BEGIN Information shown

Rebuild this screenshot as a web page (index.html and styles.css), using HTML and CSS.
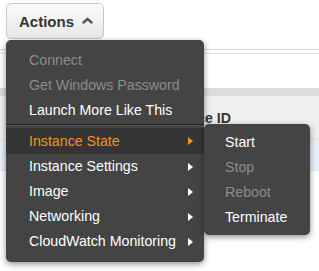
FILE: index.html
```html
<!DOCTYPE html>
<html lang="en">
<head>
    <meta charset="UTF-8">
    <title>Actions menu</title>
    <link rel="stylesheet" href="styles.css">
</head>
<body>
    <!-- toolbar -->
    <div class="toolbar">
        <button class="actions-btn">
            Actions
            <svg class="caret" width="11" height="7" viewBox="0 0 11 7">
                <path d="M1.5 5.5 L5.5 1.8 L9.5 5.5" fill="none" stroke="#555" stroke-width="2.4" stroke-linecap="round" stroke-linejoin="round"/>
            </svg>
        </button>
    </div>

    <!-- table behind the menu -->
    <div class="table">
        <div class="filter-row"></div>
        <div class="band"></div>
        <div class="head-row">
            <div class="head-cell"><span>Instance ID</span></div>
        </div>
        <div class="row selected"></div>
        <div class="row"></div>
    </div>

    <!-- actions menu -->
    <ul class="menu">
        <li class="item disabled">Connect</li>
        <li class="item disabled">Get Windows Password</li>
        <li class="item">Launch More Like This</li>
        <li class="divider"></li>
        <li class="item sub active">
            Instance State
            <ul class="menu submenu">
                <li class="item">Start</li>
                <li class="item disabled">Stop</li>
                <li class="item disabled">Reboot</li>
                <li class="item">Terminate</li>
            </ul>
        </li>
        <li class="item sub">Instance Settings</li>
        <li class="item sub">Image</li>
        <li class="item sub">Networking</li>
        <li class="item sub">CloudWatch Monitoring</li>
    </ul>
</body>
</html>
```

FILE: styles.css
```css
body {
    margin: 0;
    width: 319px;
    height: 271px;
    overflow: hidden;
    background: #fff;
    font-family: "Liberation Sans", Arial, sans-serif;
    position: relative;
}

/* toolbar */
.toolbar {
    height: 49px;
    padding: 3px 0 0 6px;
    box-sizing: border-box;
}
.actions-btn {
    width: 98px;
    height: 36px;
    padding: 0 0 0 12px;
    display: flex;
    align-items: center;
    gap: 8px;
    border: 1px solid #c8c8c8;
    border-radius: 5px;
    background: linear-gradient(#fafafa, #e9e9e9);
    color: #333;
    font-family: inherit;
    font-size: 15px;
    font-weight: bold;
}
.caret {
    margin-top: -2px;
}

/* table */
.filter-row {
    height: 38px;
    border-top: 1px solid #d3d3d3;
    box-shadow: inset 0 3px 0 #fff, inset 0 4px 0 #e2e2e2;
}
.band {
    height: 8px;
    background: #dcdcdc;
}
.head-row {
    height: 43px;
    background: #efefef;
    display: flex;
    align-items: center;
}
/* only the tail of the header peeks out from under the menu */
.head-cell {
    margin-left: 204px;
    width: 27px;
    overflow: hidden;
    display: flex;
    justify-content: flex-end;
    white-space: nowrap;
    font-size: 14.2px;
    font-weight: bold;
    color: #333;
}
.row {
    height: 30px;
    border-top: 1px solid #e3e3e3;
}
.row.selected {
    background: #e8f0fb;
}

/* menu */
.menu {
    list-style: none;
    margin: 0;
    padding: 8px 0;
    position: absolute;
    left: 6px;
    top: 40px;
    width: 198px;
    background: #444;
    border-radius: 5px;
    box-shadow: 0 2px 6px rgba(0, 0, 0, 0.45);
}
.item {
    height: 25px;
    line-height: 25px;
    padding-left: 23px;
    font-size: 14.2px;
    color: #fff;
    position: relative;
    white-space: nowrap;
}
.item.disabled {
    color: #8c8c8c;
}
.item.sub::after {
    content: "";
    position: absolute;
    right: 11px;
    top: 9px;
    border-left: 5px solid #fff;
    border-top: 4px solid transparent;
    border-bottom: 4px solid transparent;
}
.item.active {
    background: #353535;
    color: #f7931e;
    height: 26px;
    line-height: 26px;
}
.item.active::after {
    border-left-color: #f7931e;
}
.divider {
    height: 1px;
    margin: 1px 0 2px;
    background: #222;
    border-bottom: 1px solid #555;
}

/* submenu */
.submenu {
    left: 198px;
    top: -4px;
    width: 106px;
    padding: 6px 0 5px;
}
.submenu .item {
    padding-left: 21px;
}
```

END Information shown

Given exercise - Every line of the data above should be quoted exactly. Omit the pictures.

Response to the task -
Rebuild this screenshot as a web page (index.html and styles.css), using HTML and CSS.
FILE: index.html
```html
<!DOCTYPE html>
<html lang="en">
<head>
    <meta charset="UTF-8">
    <title>Actions menu</title>
    <link rel="stylesheet" href="styles.css">
</head>
<body>
    <!-- toolbar -->
    <div class="toolbar">
        <button class="actions-btn">
            Actions
            <svg class="caret" width="11" height="7" viewBox="0 0 11 7">
                <path d="M1.5 5.5 L5.5 1.8 L9.5 5.5" fill="none" stroke="#555" stroke-width="2.4" stroke-linecap="round" stroke-linejoin="round"/>
            </svg>
        </button>
    </div>

    <!-- table behind the menu -->
    <div class="table">
        <div class="filter-row"></div>
        <div class="band"></div>
        <div class="head-row">
            <div class="head-cell"><span>Instance ID</span></div>
        </div>
        <div class="row selected"></div>
        <div class="row"></div>
    </div>

    <!-- actions menu -->
    <ul class="menu">
        <li class="item disabled">Connect</li>
        <li class="item disabled">Get Windows Password</li>
        <li class="item">Launch More Like This</li>
        <li class="divider"></li>
        <li class="item sub active">
            Instance State
            <ul class="menu submenu">
                <li class="item">Start</li>
                <li class="item disabled">Stop</li>
                <li class="item disabled">Reboot</li>
                <li class="item">Terminate</li>
            </ul>
        </li>
        <li class="item sub">Instance Settings</li>
        <li class="item sub">Image</li>
        <li class="item sub">Networking</li>
        <li class="item sub">CloudWatch Monitoring</li>
    </ul>
</body>
</html>
```

FILE: styles.css
```css
body {
    margin: 0;
    width: 319px;
    height: 271px;
    overflow: hidden;
    background: #fff;
    font-family: "Liberation Sans", Arial, sans-serif;
    position: relative;
}

/* toolbar */
.toolbar {
    height: 49px;
    padding: 3px 0 0 6px;
    box-sizing: border-box;
}
.actions-btn {
    width: 98px;
    height: 36px;
    padding: 0 0 0 12px;
    display: flex;
    align-items: center;
    gap: 8px;
    border: 1px solid #c8c8c8;
    border-radius: 5px;
    background: linear-gradient(#fafafa, #e9e9e9);
    color: #333;
    font-family: inherit;
    font-size: 15px;
    font-weight: bold;
}
.caret {
    margin-top: -2px;
}

/* table */
.filter-row {
    height: 38px;
    border-top: 1px solid #d3d3d3;
    box-shadow: inset 0 3px 0 #fff, inset 0 4px 0 #e2e2e2;
}
.band {
    height: 8px;
    background: #dcdcdc;
}
.head-row {
    height: 43px;
    background: #efefef;
    display: flex;
    align-items: center;
}
/* only the tail of the header peeks out from under the menu */
.head-cell {
    margin-left: 204px;
    width: 27px;
    overflow: hidden;
    display: flex;
    justify-content: flex-end;
    white-space: nowrap;
    font-size: 14.2px;
    font-weight: bold;
    color: #333;
}
.row {
    height: 30px;
    border-top: 1px solid #e3e3e3;
}
.row.selected {
    background: #e8f0fb;
}

/* menu */
.menu {
    list-style: none;
    margin: 0;
    padding: 8px 0;
    position: absolute;
    left: 6px;
    top: 40px;
    width: 198px;
    background: #444;
    border-radius: 5px;
    box-shadow: 0 2px 6px rgba(0, 0, 0, 0.45);
}
.item {
    height: 25px;
    line-height: 25px;
    padding-left: 23px;
    font-size: 14.2px;
    color: #fff;
    position: relative;
    white-space: nowrap;
}
.item.disabled {
    color: #8c8c8c;
}
.item.sub::after {
    content: "";
    position: absolute;
    right: 11px;
    top: 9px;
    border-left: 5px solid #fff;
    border-top: 4px solid transparent;
    border-bottom: 4px solid transparent;
}
.item.active {
    background: #353535;
    color: #f7931e;
    height: 26px;
    line-height: 26px;
}
.item.active::after {
    border-left-color: #f7931e;
}
.divider {
    height: 1px;
    margin: 1px 0 2px;
    background: #222;
    border-bottom: 1px solid #555;
}

/* submenu */
.submenu {
    left: 198px;
    top: -4px;
    width: 106px;
    padding: 6px 0 5px;
}
.submenu .item {
    padding-left: 21px;
}
```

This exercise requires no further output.